# Input start

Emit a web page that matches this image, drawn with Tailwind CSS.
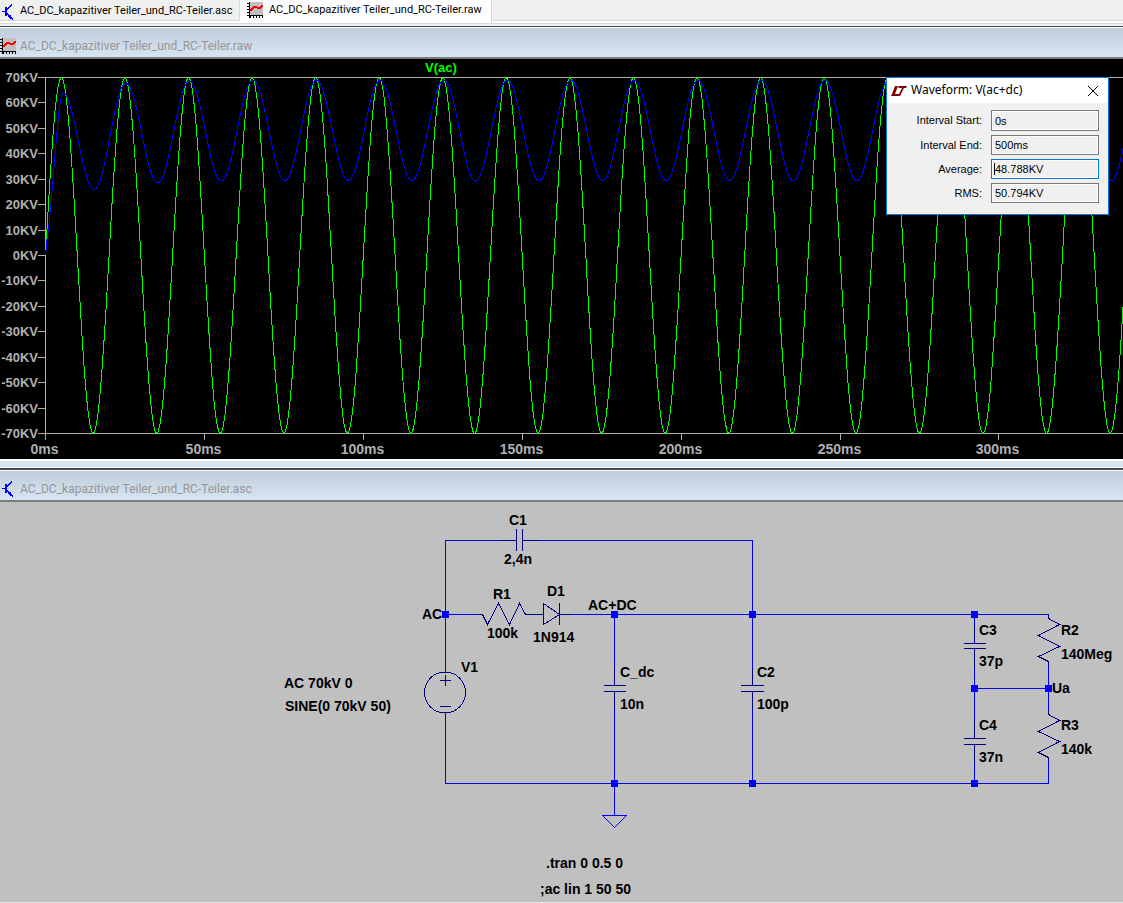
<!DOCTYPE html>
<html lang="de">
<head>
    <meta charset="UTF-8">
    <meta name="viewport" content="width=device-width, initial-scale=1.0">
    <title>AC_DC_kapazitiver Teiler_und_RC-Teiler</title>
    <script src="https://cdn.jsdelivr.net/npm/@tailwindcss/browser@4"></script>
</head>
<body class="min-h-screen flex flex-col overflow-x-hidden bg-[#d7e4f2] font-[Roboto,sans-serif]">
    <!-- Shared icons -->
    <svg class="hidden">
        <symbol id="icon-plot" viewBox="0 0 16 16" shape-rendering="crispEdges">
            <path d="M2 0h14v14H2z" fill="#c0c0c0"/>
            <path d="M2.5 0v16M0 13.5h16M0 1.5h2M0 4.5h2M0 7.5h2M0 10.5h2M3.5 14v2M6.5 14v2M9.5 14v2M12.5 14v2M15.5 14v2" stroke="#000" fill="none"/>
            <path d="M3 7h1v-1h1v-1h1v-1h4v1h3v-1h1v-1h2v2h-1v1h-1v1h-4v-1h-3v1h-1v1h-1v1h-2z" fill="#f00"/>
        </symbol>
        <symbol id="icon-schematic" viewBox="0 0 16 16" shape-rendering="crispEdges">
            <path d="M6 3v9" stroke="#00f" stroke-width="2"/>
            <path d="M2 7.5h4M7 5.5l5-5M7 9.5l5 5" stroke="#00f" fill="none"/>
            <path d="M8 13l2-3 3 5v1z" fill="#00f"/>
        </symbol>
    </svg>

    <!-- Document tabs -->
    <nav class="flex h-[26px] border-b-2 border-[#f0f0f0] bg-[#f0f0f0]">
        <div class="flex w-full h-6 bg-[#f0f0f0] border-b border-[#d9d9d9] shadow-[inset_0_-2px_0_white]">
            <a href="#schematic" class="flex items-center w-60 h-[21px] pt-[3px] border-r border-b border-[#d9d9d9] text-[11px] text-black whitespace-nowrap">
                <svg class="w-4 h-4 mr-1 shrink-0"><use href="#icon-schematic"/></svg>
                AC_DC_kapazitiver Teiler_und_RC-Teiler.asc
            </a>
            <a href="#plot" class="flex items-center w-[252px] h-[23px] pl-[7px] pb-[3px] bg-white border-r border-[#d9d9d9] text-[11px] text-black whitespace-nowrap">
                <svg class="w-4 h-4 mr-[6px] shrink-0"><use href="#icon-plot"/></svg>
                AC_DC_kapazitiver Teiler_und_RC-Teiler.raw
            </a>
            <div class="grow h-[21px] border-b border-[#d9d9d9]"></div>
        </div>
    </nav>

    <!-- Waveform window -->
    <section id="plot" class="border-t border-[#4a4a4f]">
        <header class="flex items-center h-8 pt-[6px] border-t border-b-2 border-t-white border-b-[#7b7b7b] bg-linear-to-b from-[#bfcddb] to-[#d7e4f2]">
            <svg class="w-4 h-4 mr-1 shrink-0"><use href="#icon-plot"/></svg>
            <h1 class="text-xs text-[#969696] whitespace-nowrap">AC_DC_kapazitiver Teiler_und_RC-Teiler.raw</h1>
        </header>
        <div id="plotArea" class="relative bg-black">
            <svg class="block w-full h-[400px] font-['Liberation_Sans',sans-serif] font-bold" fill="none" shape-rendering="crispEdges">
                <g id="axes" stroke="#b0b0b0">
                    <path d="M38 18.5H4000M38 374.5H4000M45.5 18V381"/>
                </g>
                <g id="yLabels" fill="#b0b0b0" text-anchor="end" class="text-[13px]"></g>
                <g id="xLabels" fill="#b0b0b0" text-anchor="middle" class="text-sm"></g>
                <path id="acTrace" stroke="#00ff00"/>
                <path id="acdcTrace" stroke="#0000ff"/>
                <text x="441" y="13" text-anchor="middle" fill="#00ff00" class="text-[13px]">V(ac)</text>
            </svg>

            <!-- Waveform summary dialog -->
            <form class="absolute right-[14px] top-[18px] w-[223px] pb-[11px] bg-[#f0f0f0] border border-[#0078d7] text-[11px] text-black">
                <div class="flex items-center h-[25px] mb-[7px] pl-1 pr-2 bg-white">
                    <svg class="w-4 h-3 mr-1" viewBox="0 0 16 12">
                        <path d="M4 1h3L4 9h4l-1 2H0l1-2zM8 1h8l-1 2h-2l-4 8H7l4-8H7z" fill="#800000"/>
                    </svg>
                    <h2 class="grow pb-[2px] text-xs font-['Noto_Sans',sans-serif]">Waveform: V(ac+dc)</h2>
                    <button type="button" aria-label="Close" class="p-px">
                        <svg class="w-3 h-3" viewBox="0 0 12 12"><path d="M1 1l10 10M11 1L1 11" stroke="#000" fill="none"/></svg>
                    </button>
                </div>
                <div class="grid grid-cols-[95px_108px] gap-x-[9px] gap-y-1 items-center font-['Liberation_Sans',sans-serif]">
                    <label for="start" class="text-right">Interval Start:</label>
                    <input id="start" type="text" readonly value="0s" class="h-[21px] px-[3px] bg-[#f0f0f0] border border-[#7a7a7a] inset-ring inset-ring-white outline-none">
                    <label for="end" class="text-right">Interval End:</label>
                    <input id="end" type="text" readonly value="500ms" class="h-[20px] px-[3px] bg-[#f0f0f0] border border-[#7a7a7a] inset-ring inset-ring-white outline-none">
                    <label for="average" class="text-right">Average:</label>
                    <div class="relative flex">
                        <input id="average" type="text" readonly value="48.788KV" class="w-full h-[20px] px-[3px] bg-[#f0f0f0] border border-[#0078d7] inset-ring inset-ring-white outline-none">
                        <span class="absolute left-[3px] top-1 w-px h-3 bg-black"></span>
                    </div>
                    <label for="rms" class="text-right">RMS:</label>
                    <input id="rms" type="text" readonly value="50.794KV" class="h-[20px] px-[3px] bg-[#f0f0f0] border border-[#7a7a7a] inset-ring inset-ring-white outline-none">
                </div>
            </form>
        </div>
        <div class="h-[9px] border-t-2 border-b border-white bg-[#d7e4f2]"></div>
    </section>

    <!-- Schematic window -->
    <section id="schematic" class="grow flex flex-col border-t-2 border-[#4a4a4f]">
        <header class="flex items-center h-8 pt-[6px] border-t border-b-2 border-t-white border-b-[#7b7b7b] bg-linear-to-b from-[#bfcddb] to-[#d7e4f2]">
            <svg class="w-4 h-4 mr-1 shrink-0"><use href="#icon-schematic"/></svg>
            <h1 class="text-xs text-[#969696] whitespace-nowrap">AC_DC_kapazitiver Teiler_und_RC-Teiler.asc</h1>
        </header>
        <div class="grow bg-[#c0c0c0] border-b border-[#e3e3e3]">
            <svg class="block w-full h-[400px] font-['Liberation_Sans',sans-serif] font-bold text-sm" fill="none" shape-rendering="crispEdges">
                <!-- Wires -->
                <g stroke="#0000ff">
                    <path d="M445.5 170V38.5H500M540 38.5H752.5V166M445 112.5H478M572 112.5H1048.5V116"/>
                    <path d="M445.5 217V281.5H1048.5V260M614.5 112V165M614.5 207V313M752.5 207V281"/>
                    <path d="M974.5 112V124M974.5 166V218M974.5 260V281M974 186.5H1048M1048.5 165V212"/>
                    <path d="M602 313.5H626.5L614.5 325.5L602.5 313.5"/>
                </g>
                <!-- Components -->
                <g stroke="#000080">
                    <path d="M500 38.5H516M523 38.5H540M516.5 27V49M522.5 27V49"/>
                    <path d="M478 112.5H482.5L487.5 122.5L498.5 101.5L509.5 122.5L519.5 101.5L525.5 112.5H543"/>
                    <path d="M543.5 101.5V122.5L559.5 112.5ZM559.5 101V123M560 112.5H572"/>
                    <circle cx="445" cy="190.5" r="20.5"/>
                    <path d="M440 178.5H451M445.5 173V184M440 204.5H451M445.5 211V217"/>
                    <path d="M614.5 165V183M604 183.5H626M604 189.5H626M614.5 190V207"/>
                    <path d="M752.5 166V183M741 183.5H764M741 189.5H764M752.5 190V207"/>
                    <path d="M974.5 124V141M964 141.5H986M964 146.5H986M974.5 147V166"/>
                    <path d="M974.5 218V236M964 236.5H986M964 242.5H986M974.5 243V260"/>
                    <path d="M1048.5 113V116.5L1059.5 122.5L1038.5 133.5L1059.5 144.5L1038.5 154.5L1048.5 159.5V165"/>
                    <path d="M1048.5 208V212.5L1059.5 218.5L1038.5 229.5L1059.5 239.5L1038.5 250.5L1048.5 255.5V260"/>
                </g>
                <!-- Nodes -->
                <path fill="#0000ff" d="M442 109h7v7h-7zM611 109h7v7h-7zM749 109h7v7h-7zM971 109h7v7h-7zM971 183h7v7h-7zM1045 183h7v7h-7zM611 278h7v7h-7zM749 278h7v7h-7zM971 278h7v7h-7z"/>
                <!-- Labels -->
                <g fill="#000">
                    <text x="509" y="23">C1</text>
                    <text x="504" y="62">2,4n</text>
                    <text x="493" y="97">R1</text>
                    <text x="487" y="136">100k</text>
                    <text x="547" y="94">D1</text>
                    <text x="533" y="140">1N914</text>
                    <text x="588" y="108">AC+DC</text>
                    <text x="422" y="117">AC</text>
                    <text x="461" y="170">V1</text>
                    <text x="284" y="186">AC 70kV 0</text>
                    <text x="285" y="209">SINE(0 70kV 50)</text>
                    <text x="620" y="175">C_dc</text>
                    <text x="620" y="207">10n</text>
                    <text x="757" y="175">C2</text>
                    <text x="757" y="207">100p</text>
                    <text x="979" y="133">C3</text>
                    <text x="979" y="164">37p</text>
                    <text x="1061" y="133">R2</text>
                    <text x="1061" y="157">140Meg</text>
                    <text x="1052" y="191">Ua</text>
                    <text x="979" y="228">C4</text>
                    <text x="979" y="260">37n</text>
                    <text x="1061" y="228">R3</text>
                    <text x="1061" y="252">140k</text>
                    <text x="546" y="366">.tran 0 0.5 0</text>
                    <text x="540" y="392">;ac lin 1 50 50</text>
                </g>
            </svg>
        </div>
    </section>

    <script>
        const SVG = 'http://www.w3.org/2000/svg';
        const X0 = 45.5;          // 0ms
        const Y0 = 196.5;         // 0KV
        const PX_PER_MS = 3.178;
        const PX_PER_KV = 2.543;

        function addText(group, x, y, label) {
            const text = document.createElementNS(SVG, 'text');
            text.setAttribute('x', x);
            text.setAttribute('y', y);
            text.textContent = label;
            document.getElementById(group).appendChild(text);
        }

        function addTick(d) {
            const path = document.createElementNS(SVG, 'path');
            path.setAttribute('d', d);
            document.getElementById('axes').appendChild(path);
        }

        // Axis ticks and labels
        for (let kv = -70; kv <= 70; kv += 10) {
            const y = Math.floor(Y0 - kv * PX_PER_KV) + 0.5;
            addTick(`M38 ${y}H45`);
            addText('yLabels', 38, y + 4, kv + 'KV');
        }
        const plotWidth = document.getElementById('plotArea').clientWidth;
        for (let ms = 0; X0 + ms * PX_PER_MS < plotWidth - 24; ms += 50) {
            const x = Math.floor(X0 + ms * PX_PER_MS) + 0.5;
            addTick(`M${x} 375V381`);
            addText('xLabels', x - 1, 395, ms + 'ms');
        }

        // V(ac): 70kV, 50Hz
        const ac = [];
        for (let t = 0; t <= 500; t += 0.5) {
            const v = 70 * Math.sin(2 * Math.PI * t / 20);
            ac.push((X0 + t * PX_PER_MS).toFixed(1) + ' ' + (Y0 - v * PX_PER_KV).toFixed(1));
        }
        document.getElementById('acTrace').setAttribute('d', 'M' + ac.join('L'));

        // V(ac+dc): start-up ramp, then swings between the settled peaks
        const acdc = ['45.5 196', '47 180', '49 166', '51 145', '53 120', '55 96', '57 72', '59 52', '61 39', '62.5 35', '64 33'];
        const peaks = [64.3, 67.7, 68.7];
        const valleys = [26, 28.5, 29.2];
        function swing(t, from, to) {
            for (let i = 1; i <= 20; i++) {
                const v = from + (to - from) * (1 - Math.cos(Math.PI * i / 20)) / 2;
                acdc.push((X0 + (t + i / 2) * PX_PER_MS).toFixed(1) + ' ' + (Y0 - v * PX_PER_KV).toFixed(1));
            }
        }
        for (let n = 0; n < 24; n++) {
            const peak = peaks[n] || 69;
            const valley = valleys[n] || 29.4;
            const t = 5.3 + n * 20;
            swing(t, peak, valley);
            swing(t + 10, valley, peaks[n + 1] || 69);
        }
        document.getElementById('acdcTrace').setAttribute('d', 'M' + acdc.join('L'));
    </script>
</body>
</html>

# Input end
# Input start

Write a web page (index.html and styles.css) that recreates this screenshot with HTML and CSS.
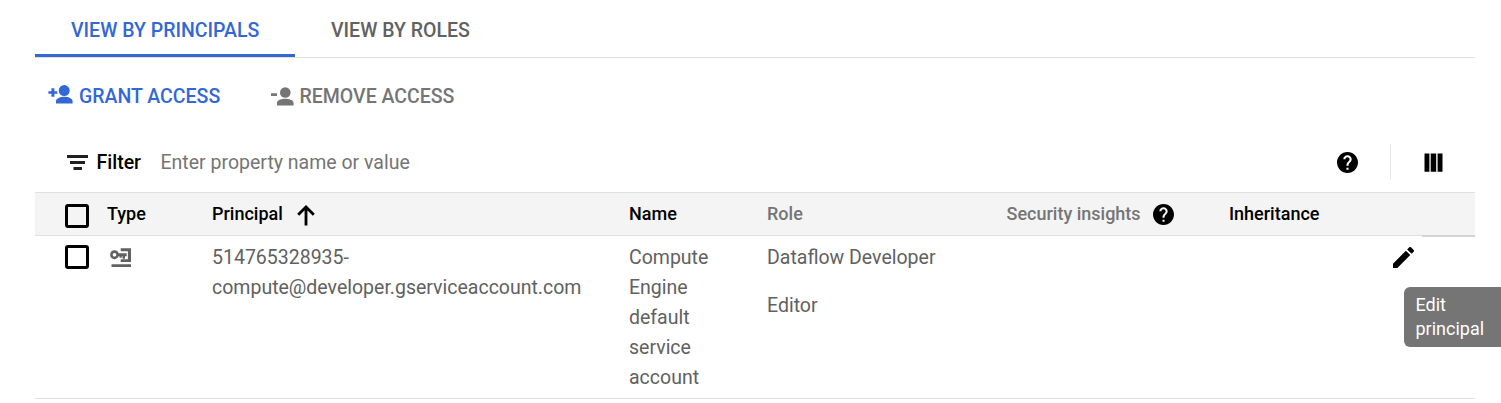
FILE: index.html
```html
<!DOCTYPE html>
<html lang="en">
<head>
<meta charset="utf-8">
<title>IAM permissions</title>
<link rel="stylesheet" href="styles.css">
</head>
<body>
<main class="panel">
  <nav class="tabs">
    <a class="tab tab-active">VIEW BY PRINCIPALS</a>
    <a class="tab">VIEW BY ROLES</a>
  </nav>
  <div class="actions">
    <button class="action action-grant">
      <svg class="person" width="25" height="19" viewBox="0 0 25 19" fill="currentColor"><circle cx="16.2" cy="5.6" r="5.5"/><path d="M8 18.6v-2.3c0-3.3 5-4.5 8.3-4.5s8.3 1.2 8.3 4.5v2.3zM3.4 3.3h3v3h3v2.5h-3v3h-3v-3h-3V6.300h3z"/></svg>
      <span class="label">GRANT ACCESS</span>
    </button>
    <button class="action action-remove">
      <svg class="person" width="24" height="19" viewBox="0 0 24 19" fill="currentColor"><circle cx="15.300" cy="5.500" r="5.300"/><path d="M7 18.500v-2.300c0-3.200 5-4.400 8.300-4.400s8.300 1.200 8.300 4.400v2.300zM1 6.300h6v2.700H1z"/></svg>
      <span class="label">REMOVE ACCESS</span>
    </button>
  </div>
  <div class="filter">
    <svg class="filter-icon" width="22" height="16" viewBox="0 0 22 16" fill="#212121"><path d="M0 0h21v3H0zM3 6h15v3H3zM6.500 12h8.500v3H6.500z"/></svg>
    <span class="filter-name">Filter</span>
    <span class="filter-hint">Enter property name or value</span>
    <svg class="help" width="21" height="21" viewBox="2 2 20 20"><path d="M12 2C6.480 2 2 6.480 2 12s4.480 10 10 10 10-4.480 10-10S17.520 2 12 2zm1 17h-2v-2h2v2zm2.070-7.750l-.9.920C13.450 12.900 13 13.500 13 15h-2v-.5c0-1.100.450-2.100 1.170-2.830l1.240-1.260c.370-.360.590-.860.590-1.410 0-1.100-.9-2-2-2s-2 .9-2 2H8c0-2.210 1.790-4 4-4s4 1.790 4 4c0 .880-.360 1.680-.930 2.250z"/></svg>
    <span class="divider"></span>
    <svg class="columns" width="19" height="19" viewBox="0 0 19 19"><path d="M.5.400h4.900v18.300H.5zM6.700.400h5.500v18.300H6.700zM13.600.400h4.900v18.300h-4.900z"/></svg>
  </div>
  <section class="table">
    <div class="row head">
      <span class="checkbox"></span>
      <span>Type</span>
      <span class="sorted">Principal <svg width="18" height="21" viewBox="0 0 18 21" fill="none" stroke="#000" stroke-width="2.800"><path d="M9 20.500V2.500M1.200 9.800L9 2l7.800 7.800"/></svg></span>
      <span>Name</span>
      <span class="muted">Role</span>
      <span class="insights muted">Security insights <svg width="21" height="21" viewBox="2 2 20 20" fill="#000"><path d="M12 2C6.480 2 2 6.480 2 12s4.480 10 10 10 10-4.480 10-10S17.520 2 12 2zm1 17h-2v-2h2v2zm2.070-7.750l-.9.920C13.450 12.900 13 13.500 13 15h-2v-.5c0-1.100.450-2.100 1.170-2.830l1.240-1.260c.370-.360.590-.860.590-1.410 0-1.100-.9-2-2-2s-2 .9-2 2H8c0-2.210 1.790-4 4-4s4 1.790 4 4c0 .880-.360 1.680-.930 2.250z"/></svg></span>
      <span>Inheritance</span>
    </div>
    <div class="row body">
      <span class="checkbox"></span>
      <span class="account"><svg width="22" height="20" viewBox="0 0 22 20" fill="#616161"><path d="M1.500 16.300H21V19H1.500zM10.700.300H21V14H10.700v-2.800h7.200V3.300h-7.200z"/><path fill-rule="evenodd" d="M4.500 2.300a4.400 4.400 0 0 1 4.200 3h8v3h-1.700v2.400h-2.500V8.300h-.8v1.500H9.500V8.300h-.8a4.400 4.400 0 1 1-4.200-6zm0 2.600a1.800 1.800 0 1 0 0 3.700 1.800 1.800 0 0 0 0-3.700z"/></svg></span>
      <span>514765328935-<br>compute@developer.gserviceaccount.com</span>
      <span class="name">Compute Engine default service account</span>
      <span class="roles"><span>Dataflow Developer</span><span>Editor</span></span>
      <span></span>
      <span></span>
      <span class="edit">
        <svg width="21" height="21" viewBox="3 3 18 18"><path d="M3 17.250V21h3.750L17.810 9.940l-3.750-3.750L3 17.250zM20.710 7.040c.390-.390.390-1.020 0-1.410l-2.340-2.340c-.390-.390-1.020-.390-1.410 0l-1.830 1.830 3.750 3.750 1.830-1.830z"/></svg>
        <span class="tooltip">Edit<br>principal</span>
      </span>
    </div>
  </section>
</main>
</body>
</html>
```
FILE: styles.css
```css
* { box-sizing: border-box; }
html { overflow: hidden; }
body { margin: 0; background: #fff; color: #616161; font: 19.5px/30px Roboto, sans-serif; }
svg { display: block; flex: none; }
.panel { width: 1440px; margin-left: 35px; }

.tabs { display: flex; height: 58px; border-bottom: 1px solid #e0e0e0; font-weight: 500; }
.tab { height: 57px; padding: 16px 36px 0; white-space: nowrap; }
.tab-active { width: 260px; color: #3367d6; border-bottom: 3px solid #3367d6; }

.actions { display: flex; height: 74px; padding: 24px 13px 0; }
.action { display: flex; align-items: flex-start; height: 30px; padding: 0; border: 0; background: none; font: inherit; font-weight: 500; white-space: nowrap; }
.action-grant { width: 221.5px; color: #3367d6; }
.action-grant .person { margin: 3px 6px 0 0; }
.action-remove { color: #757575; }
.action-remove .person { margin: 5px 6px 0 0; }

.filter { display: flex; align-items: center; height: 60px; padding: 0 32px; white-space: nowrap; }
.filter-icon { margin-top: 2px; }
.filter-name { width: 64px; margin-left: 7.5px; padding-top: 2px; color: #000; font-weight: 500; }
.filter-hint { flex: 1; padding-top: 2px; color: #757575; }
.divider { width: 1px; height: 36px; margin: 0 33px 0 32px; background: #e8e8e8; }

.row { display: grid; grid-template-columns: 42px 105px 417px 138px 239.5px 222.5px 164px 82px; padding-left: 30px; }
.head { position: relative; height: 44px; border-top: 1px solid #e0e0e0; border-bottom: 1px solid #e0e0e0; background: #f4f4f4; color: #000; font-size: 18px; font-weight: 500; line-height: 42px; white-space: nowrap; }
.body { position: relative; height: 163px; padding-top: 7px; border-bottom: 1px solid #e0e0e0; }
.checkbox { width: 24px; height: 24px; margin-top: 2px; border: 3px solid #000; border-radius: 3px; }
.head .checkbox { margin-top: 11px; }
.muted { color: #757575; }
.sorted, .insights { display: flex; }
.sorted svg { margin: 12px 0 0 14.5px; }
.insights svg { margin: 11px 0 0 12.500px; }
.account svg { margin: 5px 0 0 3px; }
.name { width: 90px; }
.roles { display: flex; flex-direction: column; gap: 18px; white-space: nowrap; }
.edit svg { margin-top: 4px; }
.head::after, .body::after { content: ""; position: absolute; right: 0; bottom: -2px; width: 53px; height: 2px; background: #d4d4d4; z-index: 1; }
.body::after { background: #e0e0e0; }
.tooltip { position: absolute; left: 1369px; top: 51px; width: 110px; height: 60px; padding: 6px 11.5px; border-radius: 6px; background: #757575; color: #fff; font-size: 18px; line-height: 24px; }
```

# Input end

Exercise details = Which lines include the word "page"? List them all.

Output below =
Emit a web page that matches this image, drawn with Tailwind CSS.
Write a web page (index.html and styles.css) that recreates this screenshot with HTML and CSS.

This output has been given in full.